I have a handful of Perl 5 classes.  One day, I need to subclass one of them.  
Per my goal, I do so in Perl 6.  Of course, it has to interoperate with the 
Perl 5 in the system, per that pesky Liskov rule.  If I can specify an 
alternate internal representation for the object corresponding to the 
appropriate internal representation for the Perl 5 class I'm extending, 
great!

If not, your programming language sucks and doesn't do what the box leads me 
to believe that it should do -- especially if the answer is "Well you 
shouldn't want to do that."

-- c

PS - You can't write procedural code in Haskell.  You can't write functional 
code in C.  You can't write readable code in Ada.

Okay, I think that's out of my system now.


perl6-all@perl.org

2006-01-18 Thread Rob Kinyon
On 1/18/06, chromatic <[EMAIL PROTECTED]> wrote:
> On Wednesday 18 January 2006 17:57, Rob Kinyon wrote:
>
> > Well, for one thing, you can't write OO code in P5.
>
> I'll play your semantic game if you play my what-if game.
>
> I have a fair bit of Perl 5 code.  Ponie works.  I want to migrate my Perl 5
> code to Perl 6 slowly.  Everything new is Perl 6 code.  When I have a chance,
> I migrate classes and modules from Perl 5 to Perl 6 code.
>
> I have a handful of Perl 5 classes.  One day, I need to subclass one of them.
> Per my goal, I do so in Perl 6.  Of course, it has to interoperate with the
> Perl 5 in the system, per that pesky Liskov rule.  If I can specify an
> alternate internal representation for the object corresponding to the
> appropriate internal representation for the Perl 5 class I'm extending,
> great!

I think the more relevant question is "How do I subclass a Ruby class
in Python and delegate to it from a Perl6 object that's used in a
Perl5 module that's implementing the event loop for a Java app?"

The answer, of course, is that everything is mediated by Parrot (or
whatever VM they all choose to target).
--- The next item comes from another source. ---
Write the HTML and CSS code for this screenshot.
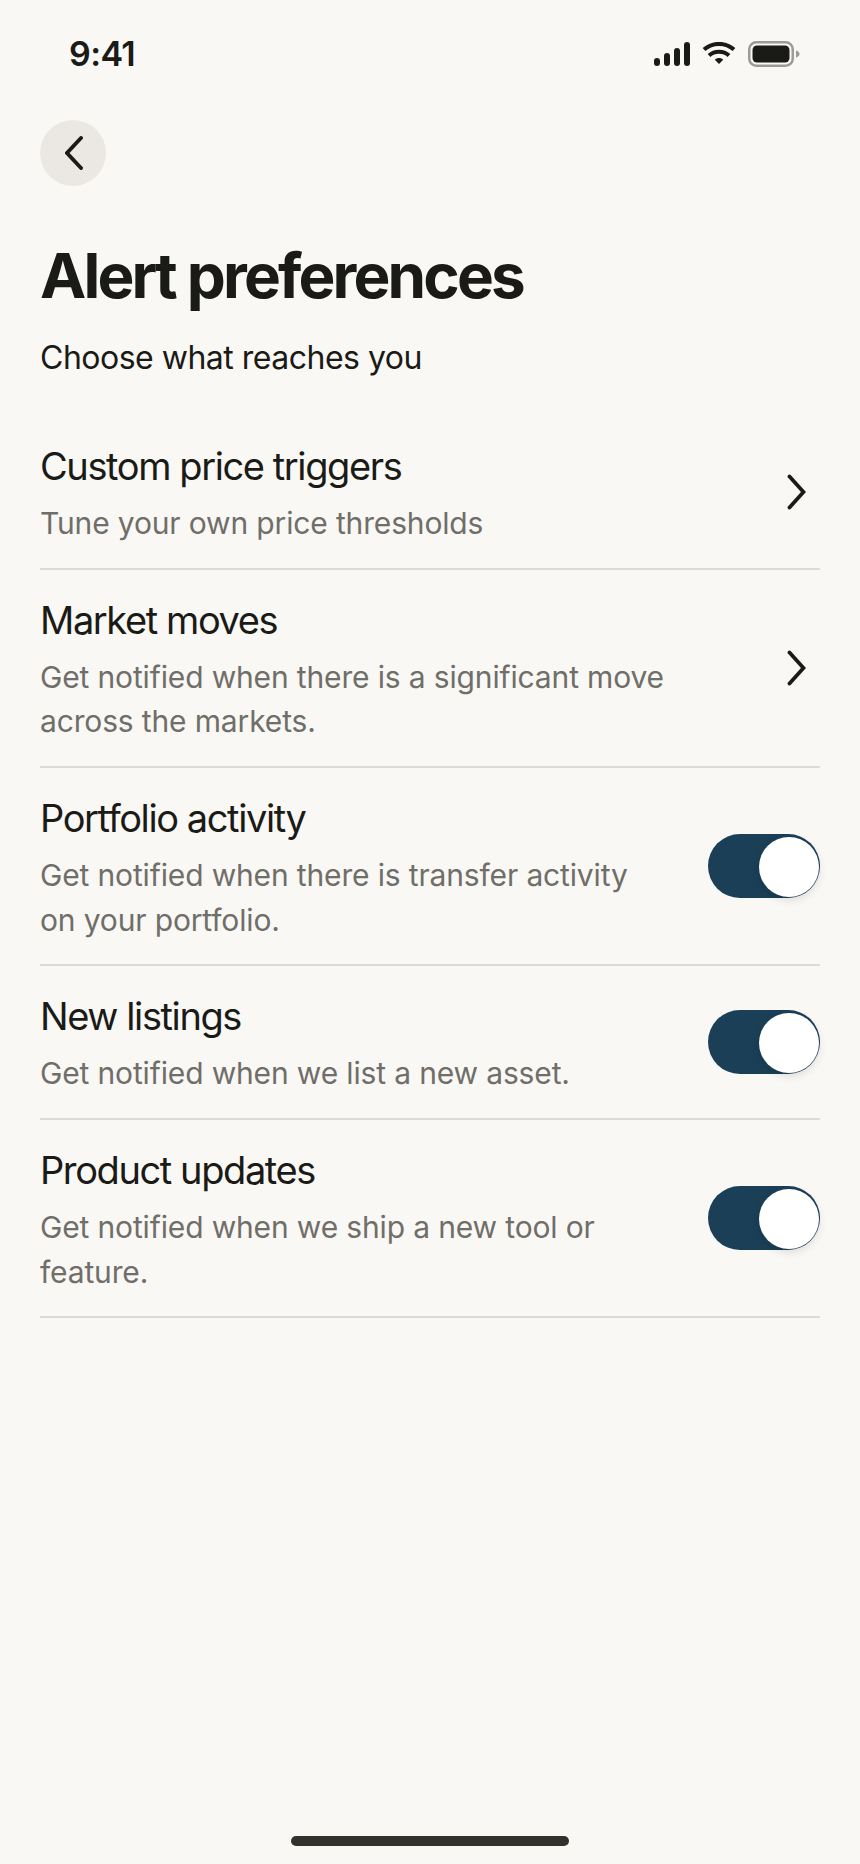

Just because one side is Perl6
and the other side is Perl5 doesn't mean that they should have any
closer of a relationship than Ruby and Python would. They are separate
languages, related only through a common creator, a shared community,
and the same VM. Nothing less, nothing more.

As for how that will be handled, I would think that it would be as follows:
- in Perl6, objects created in another language will be treated as
p6opaque (unless some other unbox is a more suitable $repr).
- in Perl5, objects created in another language will be treated as
inside-out objects.

> If not, your programming language sucks and doesn't do what the box leads me
> to believe that it should do -- especially if the answer is "Well you
> shouldn't want to do that."

The box you're talking about is the box with "Parrot" on the cover,
not Perl6. And, you most definitely want to be able to do what you're
suggesting and it will be possible.

You'll just have to give up on the mismeme of &bless, and I think
you'll find that oddly freeing.

Rob


perl6-all@perl.org

2006-01-18 Thread chromatic
On Wednesday 18 January 2006 18:54, Stevan Little wrote:

> Are you thinking that one would be able to bless a Perl 5 reference
> into a Perl 6 package?

Not really, but depending on the what Perl 6 bless() does it might work.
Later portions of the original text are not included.